This Friday, May 13, the sound of silence in offices will be deafening. That’s because every fashionista in your Metro Vancouver office will be charging to the long-awaited opening of the city’s first-ever Anthropologie.
Owned by and a sibling corporation to Urban Outfitters Inc., Anthropologie is a chain of upscale women’s wear dedicated to providing high-quality apparel to befit the customer’s lifestyle. The brand’s ideal customer is the professional urban woman with a creative, artistic bent. Therefore, the designs are based on classic forms that easily transition from day into evening wear. The collections are vivid in terms of colour and prints, and recall 70s glamour with a romantic finish. Think Bianca Jagger heading to meet Anna Wintour for lunch rather than going to Studio 54 and you’ll have an idea of the collection. Understanding that their customer wants to look chic without breaking the bank, Anthropologie’s collections are priced lower than their couture counterparts.
Anthropologie does not stop at women’s wear, as they also offer home fashions as part of their “complete lifestyle” approach to retail. The new location, like most of their other shops across the world, will also carry accents to any home such as bedding, curtains, wallpaper, pillows and lighting. To complete the styling of any home, they also offer their own line of kitchenware, dinnerware and glassware. It is designed to be a one-stop shopping experience. Anthropologie achieves this by creating themed spaces within their shops to harmonize their product lines into a complete lifestyle, and not as a disparate diaspora of merchandise. Anyone who has been to an Anthropologie shop understands that each location is a feast for the senses.

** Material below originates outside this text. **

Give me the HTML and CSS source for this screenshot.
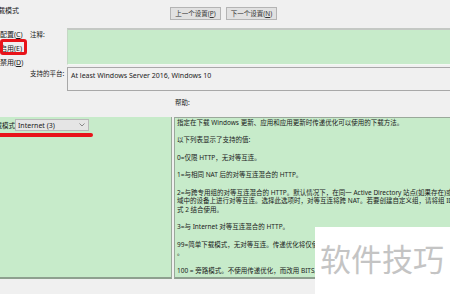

One of the philosophies behind the brand is the same as the one that has turned the Old Navy / Gap / Banana Republic triumvirate into a retail powerhouse: to transition its buyers into the next phase of their lives as they mature, while still fostering brand loyalty. The strategy appears to have paid off, as the brand generated $142.2 million in revenue last year, or about half of its parent company’s total revenue per annum. Given how much more prolific Urban Outfitters shops are, this indicates that rather affluent buyers and the fashion-forward have indeed been loyal to the brand. Additionally, despite the economic downturn, its generated revenue is estimated at $750 per square foot, one of the highest in the fashion industry.
Located in the fashionable and upscale South Granville area, Anthropologie’s Vanocuver shop will have 7,000 square feet of retail space. They will count amongst their neighbours other high-end retailers such as Bellissima and Boboli, which carry top designers such as Issey Miyake and Etro. They will be in good company and given the success of Anthropologie in other Canadian markets, Vancouver’s shop should become a mainstay of the South Granville strip.
Anthropologie’s opening is preceded by a soft marketing campaign and word-of-mouth advertising. Although the opening date and location were well-known for some time, the announcement of the grand opening itself has been very quiet. One lucky blogger reports that she received an invitation to the invite-only soft opening set for Thursday, May 12 on her blog. You can find out more about a local blogger writing on Anthropologie online.
You can find out more on the Anthropologie grand opening on the shop’s Facebook event page. They are located at 2912 Granville Street, Shop hours will be from 10 am to 8 pm Mondays through Thursdays, 10 am to 9 pm on Fridays and Saturdays, and 11 am to 7 pm on Sundays. Anthropologie opens to the public on Friday, May 13, 2011.